岡山難聴2016年9月号巻頭言

 老人性難聴について
                公益財団法人岡山県身体障害者福祉連合会 会長 藤田 勉 

 暑い毎日が続いていますが皆さんお変わりありませんか。
 超高齢化社会に突入している我が国では、「老人性難聴」は難聴者協会だけの課題ではなく、社会全体の大きな問題となっています。老人性難聴とは加齢による聴力低下で、定義がはっきりしない。加齢以外特定の原因が無い。つまり、治療法が見当たらない。聞こえづらくなってくるとコミュニケーション障害が起こってくる。そんなこと当たり前と思われるかも知れないが、聴力障害とコミュニケーション障害は別次元の問題です。コミュニケーション障害が発生するとストレスが溜まり、性格や行動に変化(異常)を起こします。ある専門医は認知症になりやすいと言っています。難聴者にとって、生活上の留意点としては、本人及び家族が性格・行動の変化をしっかり、前向きに理解することです。大声で怒鳴らず、そばに近寄って真っ直ぐ向き合ってゆっくり話しましょう。補聴器は最大の効果をもたらすものです。初期の高齢難聴者は高価な複雑なものより着けやすいものから、着装に慣れることが肝要だと思います。 

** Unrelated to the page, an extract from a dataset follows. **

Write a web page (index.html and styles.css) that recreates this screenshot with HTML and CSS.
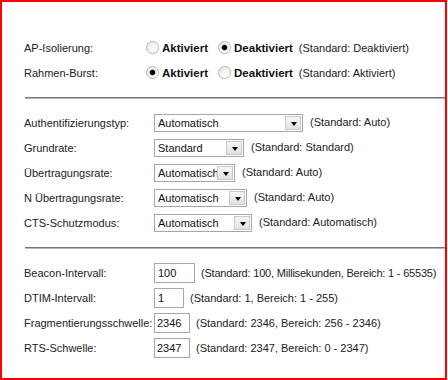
FILE: index.html
```html
<!DOCTYPE html>
<html lang="de">

<head>
  <meta charset="UTF-8">
  <title>Erweiterte Wireless-Einstellungen</title>
  <link rel="stylesheet" href="styles.css">
</head>

<body>
  <div class="frame">
    <div class="row">
      <span class="label short">AP-Isolierung:</span>
      <label class="choice"><input type="radio" name="isolation">Aktiviert</label>
      <label class="choice"><input type="radio" name="isolation" checked>Deaktiviert</label>
      <span class="hint">(Standard: Deaktiviert)</span>
    </div>
    <div class="row">
      <span class="label short">Rahmen-Burst:</span>
      <label class="choice"><input type="radio" name="burst" checked>Aktiviert</label>
      <label class="choice"><input type="radio" name="burst">Deaktiviert</label>
      <span class="hint">(Standard: Aktiviert)</span>
    </div>

    <div class="divider"></div>

    <div class="row">
      <span class="label">Authentifizierungstyp:</span>
      <span class="dropdown auth">
        <select>
          <option>Automatisch</option>
          <option>Gemeinsamer Schlüssel</option>
        </select>
      </span>
      <span class="hint raised">(Standard: Auto)</span>
    </div>
    <div class="row">
      <span class="label">Grundrate:</span>
      <span class="dropdown basic">
        <select>
          <option>Standard</option>
          <option>1-2 Mbit/s</option>
          <option>Alle</option>
        </select>
      </span>
      <span class="hint raised">(Standard: Standard)</span>
    </div>
    <div class="row">
      <span class="label">Übertragungsrate:</span>
      <span class="dropdown rate">
        <select>
          <option>Automatisch</option>
        </select>
      </span>
      <span class="hint raised">(Standard: Auto)</span>
    </div>
    <div class="row">
      <span class="label">N Übertragungsrate:</span>
      <span class="dropdown nrate">
        <select>
          <option>Automatisch</option>
        </select>
      </span>
      <span class="hint raised">(Standard: Auto)</span>
    </div>
    <div class="row">
      <span class="label">CTS-Schutzmodus:</span>
      <span class="dropdown cts">
        <select>
          <option>Automatisch</option>
          <option>Deaktiviert</option>
        </select>
      </span>
      <span class="hint raised">(Standard: Automatisch)</span>
    </div>

    <div class="divider"></div>

    <div class="row">
      <span class="label">Beacon-Intervall:</span>
      <input type="text" class="field beacon" value="100">
      <span class="hint long">(Standard: 100, Millisekunden, Bereich: 1 - 65535)</span>
    </div>
    <div class="row">
      <span class="label">DTIM-Intervall:</span>
      <input type="text" class="field dtim" value="1">
      <span class="hint">(Standard: 1, Bereich: 1 - 255)</span>
    </div>
    <div class="row">
      <span class="label">Fragmentierungsschwelle:</span>
      <input type="text" class="field threshold" value="2346">
      <span class="hint">(Standard: 2346, Bereich: 256 - 2346)</span>
    </div>
    <div class="row">
      <span class="label">RTS-Schwelle:</span>
      <input type="text" class="field threshold" value="2347">
      <span class="hint">(Standard: 2347, Bereich: 0 - 2347)</span>
    </div>
  </div>
</body>

</html>
```

FILE: styles.css
```css
body {
  margin: 0;
  background-color: #fff;
  font-family: 'Liberation Sans', Arial, sans-serif;
  font-size: 11px;
  color: #222;
}

.frame {
  box-sizing: border-box;
  width: 447px;
  height: 380px;
  border: 2px solid #f00;
  padding: 33px 0 0 22px;
  overflow: hidden;
}

.row {
  display: flex;
  align-items: center;
  height: 25px;
  white-space: nowrap;
}

.label {
  width: 130px;
  flex: none;
}

.label.short {
  width: 122px;
}

/* radio buttons */
.choice {
  display: flex;
  align-items: center;
  font-weight: bold;
  font-size: 11.5px;
  color: #111;
  margin-right: 10px;
}

.choice input {
  appearance: none;
  -webkit-appearance: none;
  box-sizing: border-box;
  width: 13px;
  height: 13px;
  margin: 0 3px 0 0;
  border: 1px solid #b4b4b4;
  border-radius: 50%;
  background: linear-gradient(135deg, #e2e2e2, #fff 70%);
}

.choice input:checked {
  background: radial-gradient(circle, #000 0 2.2px, #777 2.6px, transparent 3.4px),
    linear-gradient(135deg, #e2e2e2, #fff 70%);
}

.choice + .choice {
  margin-right: 6px;
}

.hint {
  color: #222;
}

.hint.raised {
  position: relative;
  top: -1px;
}

.hint.long {
  letter-spacing: -0.2px;
}

/* dropdowns */
.dropdown {
  position: relative;
  display: block;
  flex: none;
  height: 18px;
  margin-right: 7px;
}

.dropdown select {
  appearance: none;
  -webkit-appearance: none;
  box-sizing: border-box;
  width: 100%;
  height: 18px;
  margin: 0;
  padding: 0 0 0 3px;
  border: 1px solid #a7a7a7;
  border-radius: 0;
  background-color: #fff;
  font-family: inherit;
  font-size: 11px;
  color: #111;
  outline: none;
}

.dropdown::after {
  content: '';
  position: absolute;
  top: 2px;
  right: 2px;
  width: 14px;
  height: 12px;
  border: 1px solid #c9c9c9;
  background: linear-gradient(#f6f6f6, #e2e2e2);
  pointer-events: none;
}

.dropdown::before {
  content: '';
  position: absolute;
  z-index: 1;
  top: 8px;
  right: 6px;
  border-left: 3.5px solid transparent;
  border-right: 3.5px solid transparent;
  border-top: 4px solid #000;
  pointer-events: none;
}

.dropdown.auth {
  width: 149px;
}

.dropdown.basic {
  width: 90px;
}

.dropdown.rate {
  width: 81px;
}

.dropdown.nrate {
  width: 93px;
}

.dropdown.cts {
  width: 98px;
}

/* text fields */
.field {
  box-sizing: border-box;
  height: 20px;
  margin: 0 6px 0 0;
  padding: 0 0 0 3px;
  border: 1px solid #a7a7a7;
  font-family: inherit;
  font-size: 11px;
  color: #111;
  outline: none;
}

.field.beacon {
  width: 41px;
}

.field.dtim {
  width: 30px;
}

.field.threshold {
  width: 36px;
  padding-left: 2px;
}

.divider {
  display: flex;
  align-items: center;
  height: 25px;
  margin-left: 1px;
  width: 420px;
}

.divider::before {
  content: '';
  flex: 1;
  border-top: 1px solid #777;
  border-bottom: 1px solid #b5b5b5;
}
```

 さて、去る7月26日神奈川県で忌まわしい障害者殺人事件が起こりましたが、「意志疎通が無い障害者は生きる価値が無い」という加害者の考えは、障害者の人間性を否定したもので、許せません。日本にも1996年まで優生保護法が存在しました。何をもって優生というのか。私達は財政の足を引っ張る社会のお荷物では無い。しかし、現実は効率や成果主義が跋扈する厳しい競争社会です。社会から疎外され、施設中心の暮らしから、共生社会成立を目指し、差別解消法を進めていくのは、私達障害者の社会的使命であります。富の追求など競争第一主義から新しい価値観・社会構造の確立に、弱い立場の障害者だからこそ寄与・貢献をしなければなりません。皆さんと共に頑張って行きましょう。